The head teacher who allowed London Bridge terrorist Khuram Butt to teach unsupervised at an east London school has been banned from management roles.

Butt, the ringleader of the attack on June 3 2017, taught at Eton Community School in Ilford in the four months immediately before the atrocity.

Sophie Rahman, head teacher at the school which closed in August 2017, has been barred from taking up management roles under Section 128 of the Education Act.

The direction means she is prevented from assuming leadership positions in independent schools, academies and by extension, governance positions in maintained schools.

The order also has the effect of disqualifying her from being a governor at a maintained school.

Ms Rahman had already been issued with a teacher prohibition order - a lifetime teaching ban.

In June last year, a Teaching Regulation Agency professional conduct panel found she had failed to protect children and the wider public.

It also found that she misled, or attempted to mislead, the police and/or the local authority in relation to the number of children that attended Butt's after-school classes on one or more occasions.

The panel further ruled Ms Rahman should have known he was unsuitable to teach at the school - specifically that he was connected to members and former members of banned extremist jihadist organisation Al-Muhajiroun.

A Department for Education spokesman said: "Teachers, leaders and governors have a responsibility to keep children safe and Sophie Rahman failed to do that.

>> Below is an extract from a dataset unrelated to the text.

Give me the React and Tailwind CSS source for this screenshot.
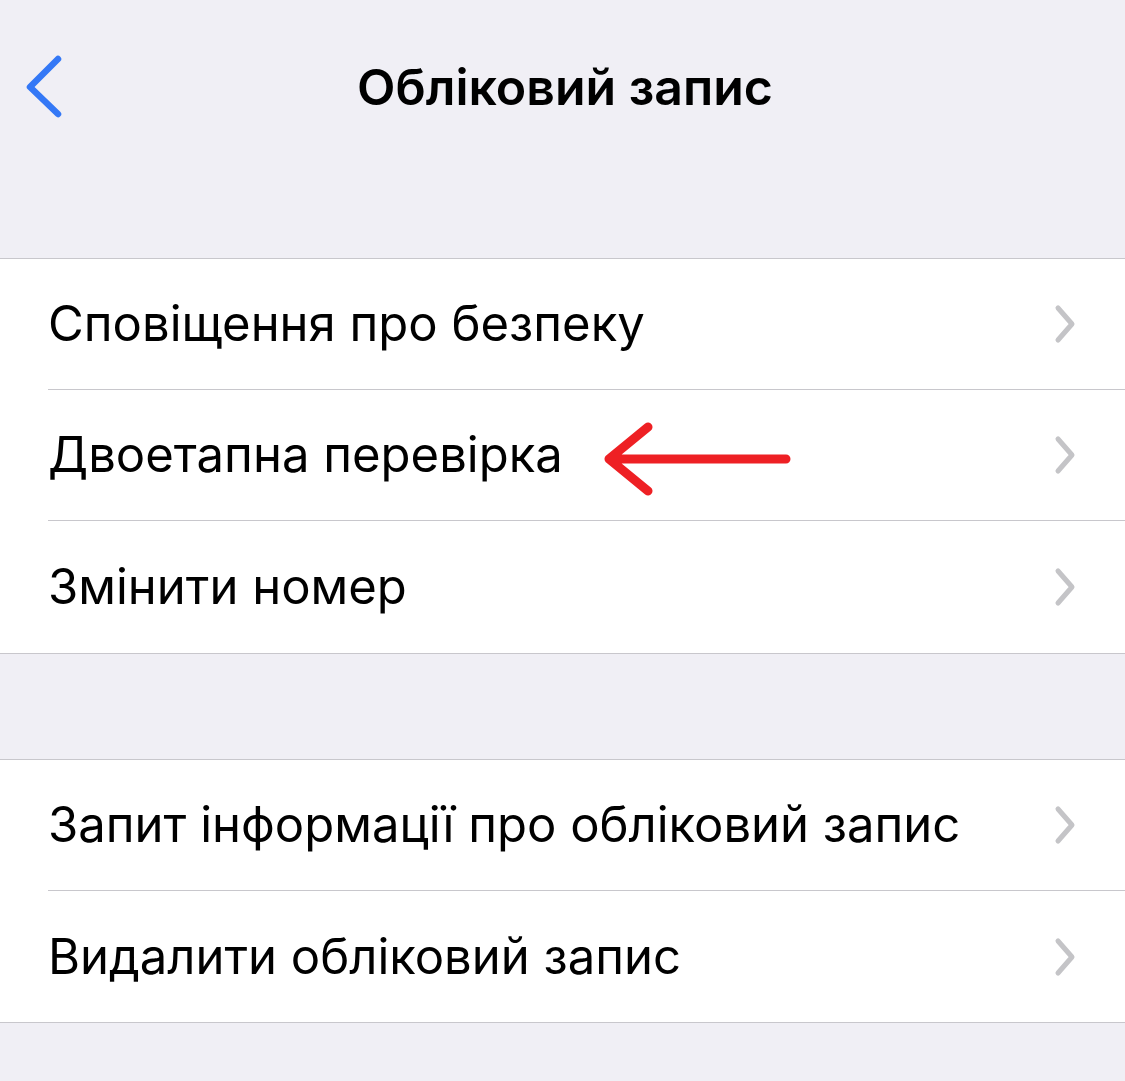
const groups = [
  ["Сповіщення про безпеку", "Двоетапна перевірка", "Змінити номер"],
  ["Запит інформації про обліковий запис", "Видалити обліковий запис"],
];

function Chevron() {
  return (
    <svg width="28" height="44" viewBox="0 0 28 44" className="shrink-0">
      <path d="M6 6 L20 22 L6 38" fill="none" stroke="#c4c4c7" strokeWidth="5" strokeLinecap="round" strokeLinejoin="round" />
    </svg>
  );
}

function Row({ label, last, marked, tall }) {
  return (
    <div className={`relative flex items-stretch pl-12 ${tall ? "h-[132px]" : "h-[131px]"}`}>
      <div className={`flex flex-1 items-center justify-between pr-[45px] ${last ? "" : "border-b border-[#c8c7cc]"}`}>
        <span className="text-[49px] leading-[60px] text-black">{label}</span>
        <Chevron />
      </div>
      {marked && (
        <svg width="200" height="80" viewBox="0 0 200 80" className="absolute left-[597px] top-[28px]">
          <path d="M189 41 L12 41 M51 9 L12 41 L51 73" fill="none" stroke="#ee2024" strokeWidth="9" strokeLinecap="round" strokeLinejoin="round" />
        </svg>
      )}
    </div>
  );
}

export default function App() {
  return (
    <div className="min-h-screen bg-[#f0eff5]" style={{ fontFamily: 'Inter, "Liberation Sans", sans-serif' }}>
      {/* navigation bar */}
      <div className="relative flex h-[175px] items-start justify-center pt-[57px]">
        <svg width="50" height="70" viewBox="0 0 50 70" className="absolute left-[20px] top-[51px]">
          <path d="M38 8 L10 36 L38 63" fill="none" stroke="#3478f6" strokeWidth="6.5" strokeLinecap="round" strokeLinejoin="round" />
        </svg>
        <h1 className="text-[50px] font-semibold leading-[60px] text-black pl-[5px]">Обліковий запис</h1>
      </div>
      <div className="h-[83px]" />

      <div className="border-y border-[#c8c7cc] bg-white">
        {groups[0].map((g, i) => (
          <Row key={g} label={g} last={i === 2} tall={i === 2} marked={i === 1} />
        ))}
      </div>

      <div className="h-[105px]" />

      <div className="border-y border-[#c8c7cc] bg-white">
        {groups[1].map((g, i) => (
          <Row key={g} label={g} last={i === groups[1].length - 1} />
        ))}
      </div>
    </div>
  );
}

"That's why, as part of our duty to prevent such individuals from working in our schools, we have issued this order today."

Details of the barring direction were published for the first time on Tuesday.

It is the fourth time powers under Section 128 have been exercised since it came into force in September 2014.

The first ever barring order was issued in 2015 to Tahir Alam, who was at the heart of the alleged Trojan Horse plot by hardline Muslims to take control of governing boards.

It said he engaged in conduct "aimed at undermining fundamental British values of democracy, the rule of law, individual liberty and mutual respect and tolerance of those with different faiths and beliefs".

In 2017, Waseem Yaqub, former chairman of governors at Al-Hijrah School in Birmingham, was found to have engaged in inappropriate conduct which made him "unsuitable to take part in the management of an independent school".

The direction said: "In his various roles on Al-Hijrah's governing body, Mr Yaqub promoted, permitted or failed to challenge inadequate financial monitoring and decision-making on the part of the governing body."

Last month, convicted terrorist Mohammed Mizanur Rahman, an associate of Anjem Choudary, was barred under Section 128 of the Education Act.

He was previously a proprietor of the unregistered Siddeeq Academy in Tower Hamlets, east London, which closed in 2015 after his arrest.